Red Hat Bugzilla – Bug 1298527
KeyError in getVmMemoryStats when VMs are migrating
Last modified: 2017-11-22 03:46:52 EST
Description of problem:
Noticed while verifying https://bugzilla.redhat.com/show_bug.cgi?id=1296936
Noticed under sustained migration load, but can happen in other cases
If MOM queries Vdsm when a VM just migrated, or in general just died but it is not yet collected by Engine, we could find
2016-01-14 09:40:19,043 - mom.Monitor - ERROR - Unexpected collection error
Traceback (most recent call last):
File "/usr/lib/python2.7/site-packages/mom/Monitor.py", line 95, in collect
collected = c.collect()
File "/usr/lib/python2.7/site-packages/mom/Collectors/GuestMemory.py", line 50, in collect
stat = self.hypervisor_iface.getVmMemoryStats(self.uuid)
File "/usr/lib/python2.7/site-packages/mom/HypervisorInterfaces/vdsmxmlrpcInterface.py", line 121, in getVmMemoryStats
usage = int(vm['memUsage'])
in MOM logs.
This should be little harm because the VM is already down, so MOM has not much to do here.
It is not Vdsm fault in this case because if Vm is down, a getVmStats call
must return ExitedVmStats (not RunningVmStats, see schema), and memUsage is not part of ExitedVmStats.
Version-Release number of selected component (if applicable):
# rpm -qi mom
Name : mom
Version : 0.5.1
Release : 2.1.el7
# rpm -qi vdsm
Name : vdsm
Version : 4.17.17
Release : 3.git4517968.el7.centos
Steps to Reproduce:
1. start a bunch of VMs
2. migrate or stop/wait/restart VMs, to increse the chance of query while VM is down and not collected (VM.destroy() from Engine)
3. check MOM logs
KeyError in the log, error not gracefully handled
MOM gracefully handles this case
To fix, it should be enough to enhance
diff --git a/mom/HypervisorInterfaces/vdsmxmlrpcInterface.py b/mom/HypervisorInterfaces/vdsmxmlrpcInterface.py
index 63b6d0d..950a6b6 100644
@@ -93,15 +93,23 @@ class XmlRpcVdsmInterface(HypervisorInterface):
vms[vm['vmId']] = vm
- def getVmStats(self, vmId):
- return self.getAllVmStats()[vmId]
def _vmIsRunning(self, vm):
if vm['status'] == 'Up':
+ def getVmStats(self, vmId):
+ vm = self.getAllVmStats()[vmId]
+ except KeyError as e:
+ raise HypervisorInterfaceError("VM %s does not exist" % uuid)
+ if self._vmIsRunning(vm):
+ return vm
+ raise HypervisorInterfaceError(
+ "VM %s not in Up state" % uuid)
Moving from 4.0 alpha to 4.0 beta since 4.0 alpha has been already released and bug is not ON_QA.
oVirt 4.0 beta has been released, moving to RC milestone.
Martin, Francesco, if the the VM is already DOWN at vdsm then we just need to ignore it in the collector if we are not doing so today.
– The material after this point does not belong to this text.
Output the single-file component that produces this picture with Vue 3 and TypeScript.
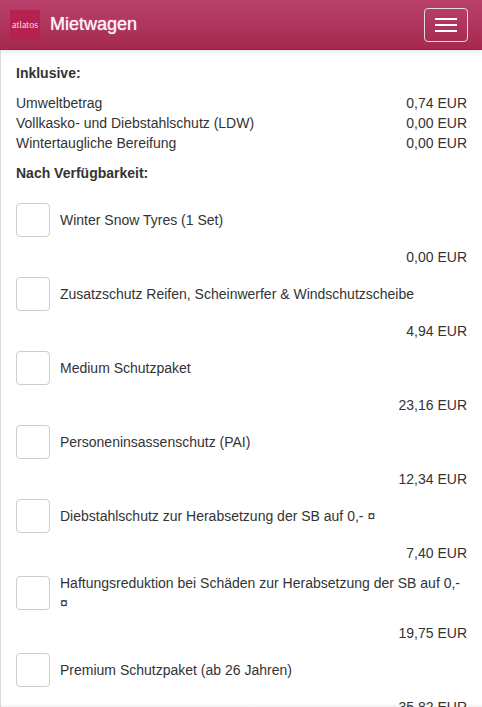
<script setup lang="ts">
import { ref } from 'vue'

interface Fee {
  name: string
  price: string
}

interface Extra extends Fee {
  id: string
}

const included: Fee[] = [
  { name: 'Umweltbetrag', price: '0,74 EUR' },
  { name: 'Vollkasko- und Diebstahlschutz (LDW)', price: '0,00 EUR' },
  { name: 'Wintertaugliche Bereifung', price: '0,00 EUR' },
]

const extras: Extra[] = [
  { id: 'tyres', name: 'Winter Snow Tyres (1 Set)', price: '0,00 EUR' },
  { id: 'glass', name: 'Zusatzschutz Reifen, Scheinwerfer & Windschutzscheibe', price: '4,94 EUR' },
  { id: 'medium', name: 'Medium Schutzpaket', price: '23,16 EUR' },
  { id: 'pai', name: 'Personeninsassenschutz (PAI)', price: '12,34 EUR' },
  { id: 'theft', name: 'Diebstahlschutz zur Herabsetzung der SB auf 0,- ¤', price: '7,40 EUR' },
  { id: 'liability', name: 'Haftungsreduktion bei Schäden zur Herabsetzung der SB auf 0,- ¤', price: '19,75 EUR' },
  { id: 'premium', name: 'Premium Schutzpaket (ab 26 Jahren)', price: '35,82 EUR' },
]

const selected = ref<string[]>([])
</script>

<template>
  <div class="page">
    <header class="navbar">
      <a class="brand" href="#">
        <svg class="logo" viewBox="0 0 30 30" role="img" aria-label="atlatos">
          <rect width="30" height="30" fill="#b5224f" />
          <text x="15" y="18" text-anchor="middle" class="logo-text">atlatos</text>
        </svg>
        <span class="title">Mietwagen</span>
      </a>
      <button class="toggle" type="button" aria-label="Menü">
        <span class="bar"></span>
        <span class="bar"></span>
        <span class="bar"></span>
      </button>
    </header>

    <main class="content">
      <h2 class="heading">Inklusive:</h2>
      <ul class="list">
        <li v-for="fee in included" :key="fee.name" class="fee">
          <span>{{ fee.name }}</span>
          <span>{{ fee.price }}</span>
        </li>
      </ul>

      <h2 class="heading">Nach Verfügbarkeit:</h2>
      <ul class="list extras">
        <li v-for="extra in extras" :key="extra.id" class="extra">
          <div class="choice">
            <input :id="extra.id" v-model="selected" class="box" type="checkbox" :value="extra.id" />
            <label :for="extra.id">{{ extra.name }}</label>
          </div>
          <div class="price">{{ extra.price }}</div>
        </li>
      </ul>
    </main>
  </div>
</template>

<style>
body {
  background: #fff;
}
</style>

<style scoped>
.page {
  box-sizing: border-box;
  height: 100vh;
  display: flex;
  flex-direction: column;
  font-family: "Liberation Sans", Arial, sans-serif;
  font-size: 14px;
  line-height: 20px;
  color: #333;
}

/* Soft shade where the list scrolls out of view */
.page::after {
  content: "";
  z-index: 1;
  flex: none;
  height: 4px;
  margin-top: -4px;
  background: linear-gradient(rgba(0, 0, 0, 0), rgba(0, 0, 0, 0.05));
  pointer-events: none;
}

.navbar {
  box-sizing: border-box;
  flex: none;
  z-index: 1;
  display: flex;
  align-items: center;
  justify-content: space-between;
  height: 50px;
  padding: 0 14px 0 10px;
  border-bottom: 1px solid #952347;
  background: linear-gradient(#b9416b, #a5294f);
  box-shadow: 0 1px 6px rgba(0, 0, 0, 0.14);
}

.brand {
  display: flex;
  align-items: flex-start;
  gap: 10px;
  color: #fff;
  text-decoration: none;
}

.logo {
  display: block;
  width: 30px;
  height: 30px;
}

.logo-text {
  font-family: "Liberation Serif", serif;
  font-size: 10px;
  fill: #f3d9e1;
}

.title {
  font-size: 18px;
  line-height: 28px;
  color: #fbeff3;
  text-shadow: 0 0 1px #fbeff3;
}

.toggle {
  box-sizing: border-box;
  display: flex;
  flex-direction: column;
  align-items: center;
  justify-content: center;
  gap: 4px;
  width: 44px;
  height: 34px;
  padding: 0;
  border: 1px solid #ddd;
  border-radius: 4px;
  background: transparent;
}

.bar {
  width: 22px;
  height: 2px;
  background: #fff;
}

.content {
  flex: 1;
  min-height: 0;
  overflow-y: auto;
  scrollbar-width: none;
  padding: 13px 15px 0;
  border-left: 1px solid #ddd;
}

.heading {
  margin: 0 0 10px;
  font-size: 14px;
  font-weight: bold;
  line-height: 20px;
}

.list {
  margin: 0 0 10px;
  padding: 0;
  list-style: none;
}

.fee {
  display: flex;
  justify-content: space-between;
}

.extras {
  display: flex;
  flex-direction: column;
  gap: 10px;
  padding-top: 10px;
}

.choice {
  display: flex;
  align-items: center;
  gap: 10px;
  margin-bottom: 10px;
}

.box {
  appearance: none;
  box-sizing: border-box;
  flex: none;
  width: 34px;
  height: 34px;
  margin: 0;
  border: 1px solid #ccc;
  border-radius: 4px;
  background: #fff;
}

.box:checked {
  background: #a5294f;
  box-shadow: inset 0 0 0 8px #fff;
}

.price {
  text-align: right;
}
</style>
Except we won't know that, because the engine will collect the result first sometimes. We need to be able to start listening to the events between vdsm and engine to handle this properly.
(In reply to Martin Sivák from comment #5)
> Except we won't know that, because the engine will collect the result first
> sometimes. We need to be able to start listening to the events between vdsm
> and engine to handle this properly.
We can only solve this by monitoring the event stream between vdsm - engine, because we have no way of detecting a finished migration or stopped VM soon enough (the engine calls destroy almost immediately and the status in vdsm is then lost).
What about querying vdsm source or destination for the vm?
We are querying the source (localhost). But the VM just suddenly disappears when the migration is finished - migration finished, event to engine, engine calls destroy, vdsm removes all traces about the vm.
MOM will never talk to anybody else than the local VDSM or libvirt.
Is this still relevant when we move to event monitoring?
If so, is it relevant for 4.2?
The event monitoring would fix it. This bug actually depends on one of the event monitoring bugs.
how exactly would it fix it? can you enumerate the exact flow of actions?
By actually telling MOM that the VM is not available anymore? We can then use that information to not request data from VDSM..
how does that solve a situation of MOM receiving this event while there is an inflight getVmMemoryStats request in vdsm already?
This is about MOM traceback not vdsm. And the event means the VM finished and there is a result to be collected. It takes time for the VM structure to be destroyed and that is another request that needs to be done from the engine first. So it will not break any in-flight requests. And not other requests will be done since MOM will know that someone is about to call VM.destroy.